Your chief opponents throughout all of this are creatures called the Heartless who come at you in everlasting waves as is the way of video games. It ultimately turns out that there is a Heartless mastermind behind all of this who, with the help of a mysterious Organization, may have been orchestrating events from the very beginning of the tale for his own nefarious purposes.
To give you an example of how convoluted this series is, you may have wondered why this collection is numbered Kingdom Hearts 2.8–it’s because it’s supposed to come after the second (2.5) compilation, but also includes the new game “Fragmentary Passage” (numbered 0.2 because it comes after “Birth by Sleep” which is considered the first game, or 0.1) so 2.6 + 0.2 = 2.8. Math everyone!

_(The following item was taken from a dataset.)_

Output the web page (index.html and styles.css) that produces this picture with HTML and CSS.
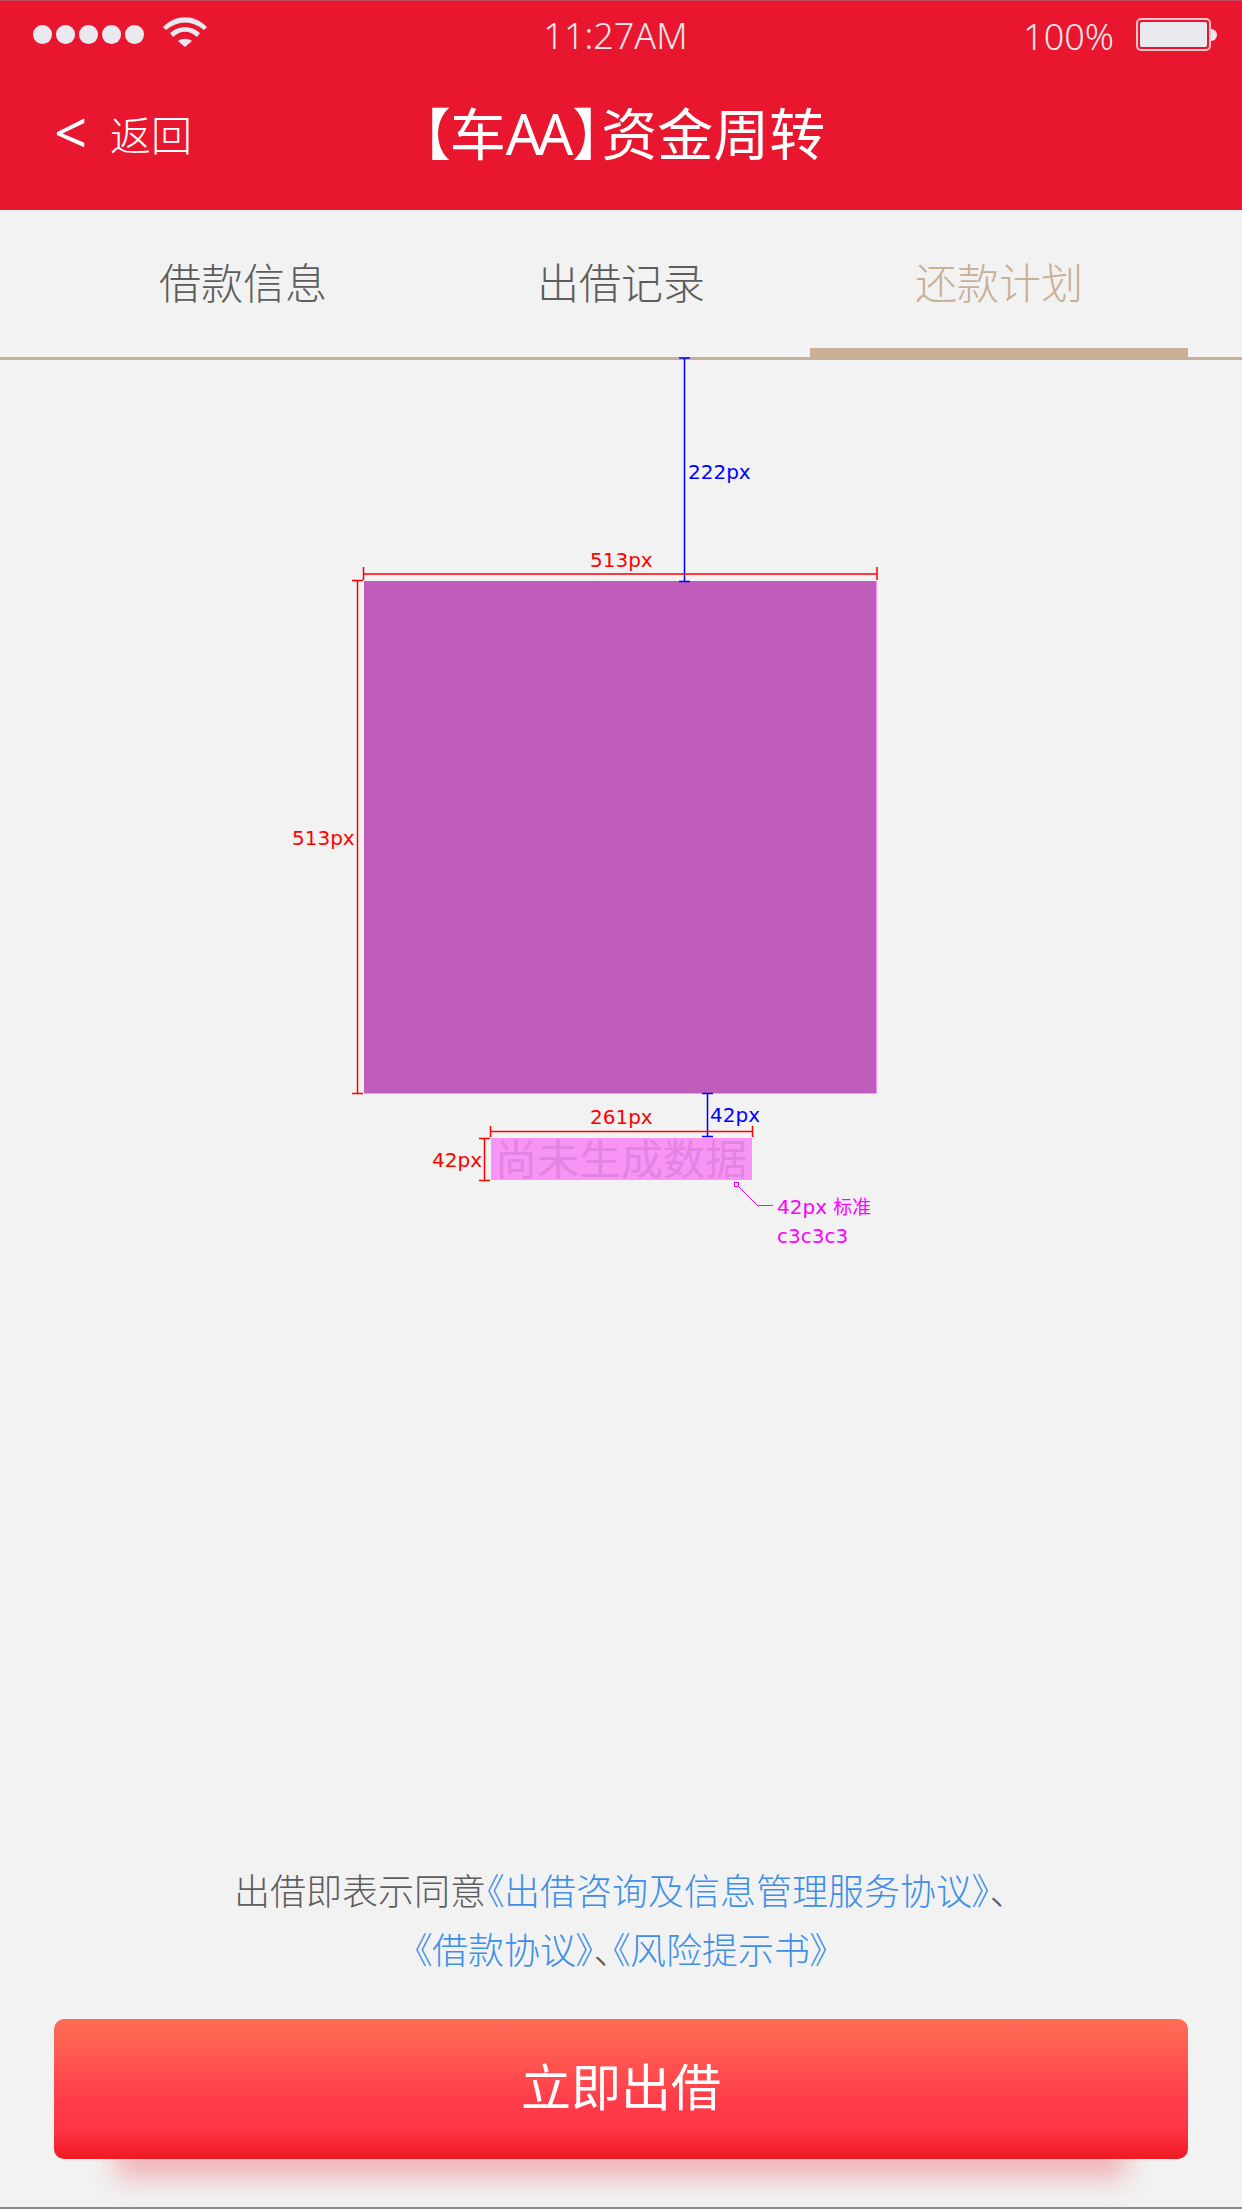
FILE: index.html
```html
<!DOCTYPE html>
<html lang="zh-CN">
  <head>
    <title>资金周转</title>
    <link rel="stylesheet" href="styles.css">
  </head>
  <body>
    <header class="header">
      <div class="status">
        <div class="status-left">
          <span class="dot"></span><span class="dot"></span><span class="dot"></span><span class="dot"></span><span class="dot"></span>
          <svg class="wifi" width="44" height="30" viewBox="0 0 44 30">
            <path d="M0 10 C13 -3 31 -3 44 10 L41 13 C29 3 15 3 3 13 Z" fill="#e9e9ef"/>
            <path d="M7 16 C16 8 28 8 37 16 L34 20 C26 13 18 13 10 20 Z" fill="#e9e9ef"/>
            <path d="M15 24 C19 21 25 21 29 24 L22 30 Z" fill="#e9e9ef"/>
          </svg>
        </div>
        <div class="time">11:27AM</div>
        <div class="status-right">
          <span class="percent">100%</span>
          <span class="battery"><span class="battery-fill"></span></span>
          <span class="battery-nub"></span>
        </div>
      </div>
      <div class="nav">
        <div class="back"><span class="back-arrow">&lt;</span><span>返回</span></div>
        <h1 class="title">【车<span class="latin">AA</span>】资金周转</h1>
      </div>
    </header>

    <div class="tabs">
      <div class="tab">借款信息</div>
      <div class="tab">出借记录</div>
      <div class="tab active">还款计划</div>
    </div>

    <main class="main">
      <div class="square"></div>
      <div class="empty-text">尚未生成数据</div>

      <!-- measurement marks laid over the design -->
      <svg class="marks" width="1242" height="900" viewBox="0 0 1242 900">
        <g stroke="#0000ff" stroke-width="1.5" fill="none">
          <path d="M684.5 -2V221M679 -2H690M679 221.5H690"/>
          <path d="M707.500 733V776M702 733.500H713M702 776.500H713"/>
        </g>
        <g stroke="#ff0000" stroke-width="1.5" fill="none">
          <path d="M363.500 214H877M363.500 207V220M877 207V220"/>
          <path d="M357.500 220V733M352 220.500H363M352 733.500H363"/>
          <path d="M490.500 771.500H752.500M490.500 766V777M752.500 766V777"/>
          <path d="M484.500 778V820M479 778.500H490M479 820.500H490"/>
        </g>
        <g stroke="#ff00ff" stroke-width="1" fill="none">
          <rect x="734.500" y="822.500" width="4" height="4"/>
          <path d="M738 826L757.500 845.500H773"/>
        </g>
      </svg>
      <span class="mark blue mark-222">222px</span>
      <span class="mark blue mark-42b">42px</span>
      <span class="mark red mark-513t">513px</span>
      <span class="mark red mark-513l">513px</span>
      <span class="mark red mark-261">261px</span>
      <span class="mark red mark-42r">42px</span>
      <span class="mark pink mark-note">42px <small>标准</small><br>c3c3c3</span>
    </main>

    <footer class="footer">
      <p class="agree">出借即表示同意<a>《出借咨询及信息管理服务协议》</a>、<br><a>《借款协议》</a>、<a>《风险提示书》</a></p>
      <button class="invest">立即出借</button>
    </footer>
  </body>
</html>
```

FILE: styles.css
```css
* {
  box-sizing: border-box;
}

html, body {
  margin: 0;
  height: 2209px;
}

body {
  width: 1242px;
  display: flex;
  flex-direction: column;
  background-color: #f2f2f2;
  font-family: "Noto Sans", "Noto Sans CJK SC", sans-serif;
  border-bottom: 2px solid #8a8a8a;
  overflow: hidden;
}

.header {
  height: 210px;
  background-color: #e91630;
  border-top: 1px solid #c4485c;
  color: #fff;
}

.status {
  height: 71px;
  display: flex;
  align-items: center;
  justify-content: space-between;
  position: relative;
  color: #f0e6ea;
}

.status-left {
  display: flex;
  align-items: center;
  gap: 4.500px;
  padding-left: 33px;
  margin-top: -4px;
}

.dot {
  width: 18.500px;
  height: 18.500px;
  border-radius: 50%;
  background-color: #e9e9ef;
}

.wifi {
  margin-left: 15px;
  margin-top: -6px;
}

.time {
  position: absolute;
  left: 0;
  right: 0;
  top: 14px;
  text-align: center;
  font-size: 36px;
  font-weight: 300;
  line-height: 42px;
  margin-left: -11px;
}

.status-right {
  display: flex;
  align-items: center;
  padding-right: 25px;
}

.percent {
  font-size: 36px;
  font-weight: 300;
  line-height: 42px;
  margin-right: 22px;
}

.battery {
  width: 75px;
  height: 33px;
  border: 2px solid #f3c4cc;
  border-radius: 5px;
  padding: 2px;
  margin-top: -4px;
}

.battery-fill {
  display: block;
  height: 100%;
  background-color: #e9e9ef;
  border-radius: 2px;
}

.battery-nub {
  width: 6px;
  height: 12px;
  background-color: #e9e9ef;
  border-radius: 0 6px 6px 0;
  margin-top: -4px;
}

.nav {
  height: 138px;
  display: flex;
  align-items: center;
  justify-content: center;
  position: relative;
}

.back {
  position: absolute;
  left: 54px;
  top: 35px;
  display: flex;
  align-items: center;
  font-size: 41px;
  font-weight: 300;
  line-height: 56px;
}

.back-arrow {
  font-size: 58px;
  font-weight: 400;
  width: 56px;
  line-height: 50px;
  margin-top: -6px;
}

.title {
  margin: -17px 0 0 5px;
  font-size: 56px;
  font-weight: 400;
  line-height: 66px;
  font-feature-settings: "palt";
}

.title .latin {
  letter-spacing: -4px;
  margin-right: 4px;
}

.tabs {
  height: 150px;
  display: flex;
  padding: 0 54px;
  border-bottom: 3px solid #c8af96;
}

.tab {
  flex: 1;
  text-align: center;
  font-size: 42px;
  font-weight: 300;
  line-height: 146px;
  color: #5c5c5c;
}

.tab.active {
  color: #c8af96;
  border-bottom: 9px solid #c8af96;
  height: 147px;
}

.main {
  flex: 1;
  position: relative;
  display: flex;
  flex-direction: column;
  align-items: center;
  padding-top: 221px;
}

.square {
  width: 513px;
  height: 513px;
  margin-left: -1px;
  background-color: #c05cbc;
  border-right: 1px solid #f794f5;
  border-bottom: 1px solid #f794f5;
}

.empty-text {
  width: 261px;
  height: 42px;
  margin-top: 44px;
  background-color: #f794f5;
  color: #e484e2;
  font-size: 42px;
  line-height: 38px;
  white-space: nowrap;
  font-family: "Noto Sans CJK SC", sans-serif;
  text-align: center;
}

.marks {
  position: absolute;
  left: 0;
  top: 0;
  overflow: visible;
}

.mark {
  position: absolute;
  font-family: "DejaVu Sans", sans-serif;
  font-size: 20px;
  line-height: 24px;
  white-space: nowrap;
}

.mark small {
  font-size: 19px;
  line-height: 1;
  font-family: "Noto Sans CJK SC", sans-serif;
}

.blue { color: #0000ff; }
.red { color: #ff0000; }
.pink { color: #ff00ff; line-height: 29px; }

.mark-222 { left: 688px; top: 100px; }
.mark-42b { left: 710px; top: 743px; }
.mark-513t { left: 590px; top: 188px; }
.mark-513l { left: 292px; top: 466px; }
.mark-261 { left: 590px; top: 745px; }
.mark-42r { left: 432px; top: 788px; }
.mark-note { left: 777px; top: 833px; }

.footer {
  height: 345px;
  padding: 0 54px;
  text-align: center;
}

.agree {
  margin: 0;
  font-size: 36px;
  font-weight: 300;
  line-height: 59px;
  color: #5e5e5e;
  font-feature-settings: "palt";
  white-space: nowrap;
}

.agree a {
  color: #3d8fe8;
}

.invest {
  display: block;
  position: relative;
  width: 100%;
  height: 140px;
  margin-top: 39px;
  padding: 0 0 10px;
  border: none;
  border-radius: 10px;
  background: linear-gradient(#ff6a55 5%, #ff3b4a 60%, #ff3545 78%, #ee1a24 100%);
  color: #fff;
  font-family: inherit;
  font-size: 50px;
}

.invest::after {
  content: "";
  position: absolute;
  left: 62px;
  right: 62px;
  bottom: -18px;
  height: 36px;
  z-index: -1;
  background-color: rgba(240, 50, 60, 0.36);
  filter: blur(14px);
}
```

As far as gameplay is concerned, “Dream Drop Distance” is the longest of the two and follows Sora and Riku on their keyblade mastery test. There are seven sleeping worlds that the pair needs to reconnect to the realm of light by unlocking the seven Keyholes of Sleep. Each boy has different objectives and slightly different stories that unlock as they progress through each world. The player is automatically switched between them after a certain amount of time fills up the Drop Gauge, and the active character falls asleep. This can be something of a pain if not managed correctly (there are different mechanisms to prolong or shorten your time,) as if you’re in the middle of a fight and drop out, you’ll be returned to the beginning of it when you drop back in again.
On the whole, “Dream Drop Distance” is reasonably entertaining, but is heavy on platforming and combat, as you’d expect from a 3DS port, and the story is largely confined to cut-scenes which are puzzling and enigmatic if you aren’t familiar with what has gone before. The environments are very pretty and the the specialized Reality Shift attacks keep things interesting as they change to match each world.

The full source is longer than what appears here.